I don’t think I really know enough about Hyacinthe yet to say for sure.  It definitely seems like Phèdre is important to him, but I don’t know how much that is just because she is beautiful and unusual (in that she is from a very different environment and upbringing).  Alternatively, Hyacinthe seems important to Phèdre because he is not beautiful (unlike everyone else she’s ever met) and unusual.  I don’t really have any fortune-telling stories. I prefer my life to be a surprise, so I doubt that is something I would ever seek out even if I believed in it!

3) The Midwinter Masque on the Longest Night is a long held tradition in Terre D'Ange. What stood out for you? Have you been to such a fete? 

It reminded me a bit of the welcoming of Durmstrang and Beauxbatons to the Hogwarts castle, with the way that each faction had their own act and style.  The masks also reminded me a bit of Carnevale di Venezia, though I have never been there while it was happening. I’ve never been to anything like that, but it sounds like it was beautiful! 

4) Anafiel Delaunay has many secrets. How do you think those secrets will shape Alcuin and Phèdre? 

Right now, he seems a little like Petyr Baelish to me, and I really don’t have any clear idea of what he wants to accomplish with Phèdre and Alcuin.  He seems to want to educate them, and to use them as distracting ornaments at drinking parties. Given what he has taught them so far, I don’t yet understand how Phèdre being an anguissette matters.  I feel quite certain that this will be addressed in the future.

5) Delaunay has a saying; All knowledge is worth having. Do you believe this is so? 

Well, yes and no.  In an academic sense, sure, all knowledge is worth having. However, as in my answer to the fortune-telling question, I think knowledge of the future could only make life less happy.  Also, I really don’t want to know everything about everyone.  Perhaps it would be different if I were scheming for advantage against everyone around me (I’m not), but there are things about even the people I love that I probably do not want or need to know.  Everyone should be allowed their secrets.  I suppose I would make a poor politician!

Other notes:

—Since I live in France, it was kind of fun to try to work out which regions of France corresponded to each of the fictional regions.  I suppose I’d be from Camlach, and my husband has ties to Eisande.

—Wrong culture, but I couldn’t help thinking of the Japanese yogurt-drink company whenever someone mentioned the drink ‘joie’:

—It’s nice that Terre d’Ange keeps the French tradition of adding excessive accent marks everywhere :).

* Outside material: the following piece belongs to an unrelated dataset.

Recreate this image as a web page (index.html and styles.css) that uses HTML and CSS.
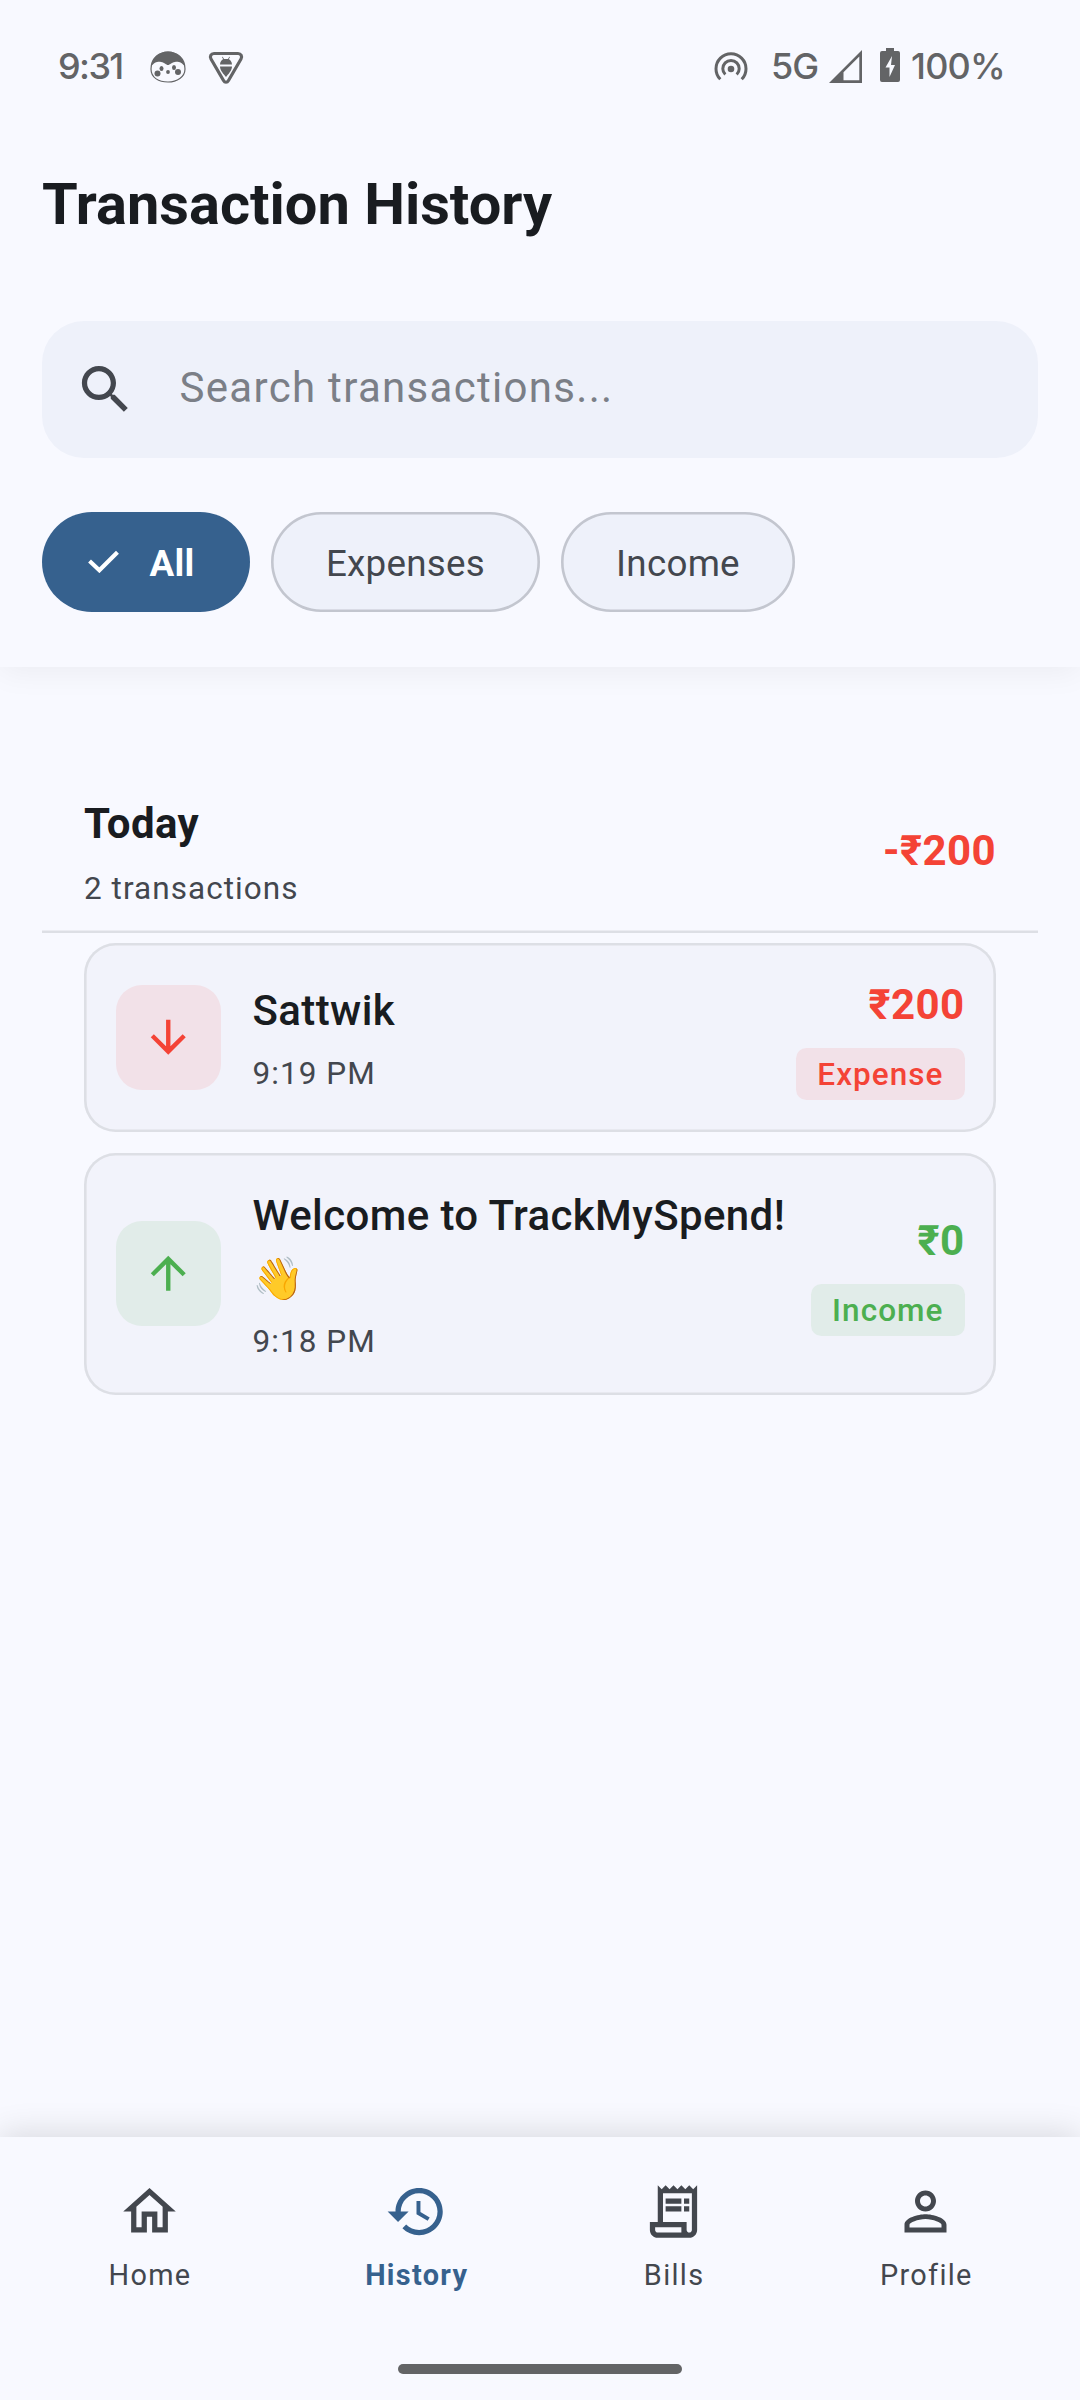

—I’m curious about what the Night Court was like in the past, since Phèdre is commenting that the court of her youth was already well past its heyday.  Is it maybe kind of like Oiran, and the Night Court folk are becoming increasingly detached from the current-day culture, so that the pool of people who have the means and interest to be their patrons is becoming more and more constrained?


  1. I love the Harry Potter reference for the masque. Definitely different styles and tempos to the various houses, and later, the other groups that come to join the fun.

    I wouldn't want to know the future either, even if it was possible. I like the unknowns of future life as my choices today would surely be influenced by my knowledge of tomorrow. I would probably become lazier.

    I love studying the maps of Terre D'Ange and seeing what corresponds with the world we know. It will be interesting to read your remarks on such as we progress through the book.

    Haha! What a fun yogurt drink, all Cinderella-y.

    1. Ooh, other groups? Sounds like there's lots of fun ahead!

      I can't imagine fortune-telling giving me anything other than impatience (for good things) or dread (for bad things). Also, it would be awful if there was some great success in the future, but then by knowing it was coming, accidentally doing something to avert it (like being lazier).

  2. I loved your Harry Potter comparison--it summed up their entrances perfectly! :)

    1. I loved that series, so it was the first thing that sprang to mind :).

  3. I'm enjoying the style of writing so far - but, like you, the stories about Elua sort of passed me by a little - perhaps I'll also have to go and check out Wiki.
    I was also reminded of Venice by the masqued ball - and in fact also reminded a little of The Lies of Locke Lamora.
    Nice Harry Potter mention.
    Lynn :D

    1. There's actually a really thorough page on the mythology in Wikipedia. I haven't read too much of it now, because I'm trying to avoid spoilers :). Also, yay for Gentleman Bastards! I have described Lies of Locke Lamora to my husband as "Fantasy Venice", so I get what you mean. I can't wait for the Thorn of Emberlain!

  4. You found real-world Joie! Awesome! :D It looks pretty tasty.

    I got a Petyr Baelish vibe from Delaunay as well, it makes me *really* disinclined to trust him.

    1. I've never had it before, but I agree it looks good. Less alcoholic than Terre d'Ange joie, I think :). I hope we get to learn more about Delauney soon, and that he is not quite as creepy as Petyr.

  5. I like how Carey has woven the backstory into the first few chapters without it necessarily feeling like a huge info-dump. I like the world building and am intrigued by Phedre and those she meets.

    I have a feeling that some people are playing a long game and she may not yet be aware of it or what her specific role is. I look forward to finding out.

    This is Michael from Nashville Book Worm BTW. It won't let me comment under that identity (it's probably something I'm doing wrong).

    1. Hi Michael, thanks for your comment! I think there's a wordpress option in the comments, or maybe OpenID would work?

      I'm also really looking forward to finding out how Phèdre fits into this world, and what kind of a situation she's coming into with Anafiel.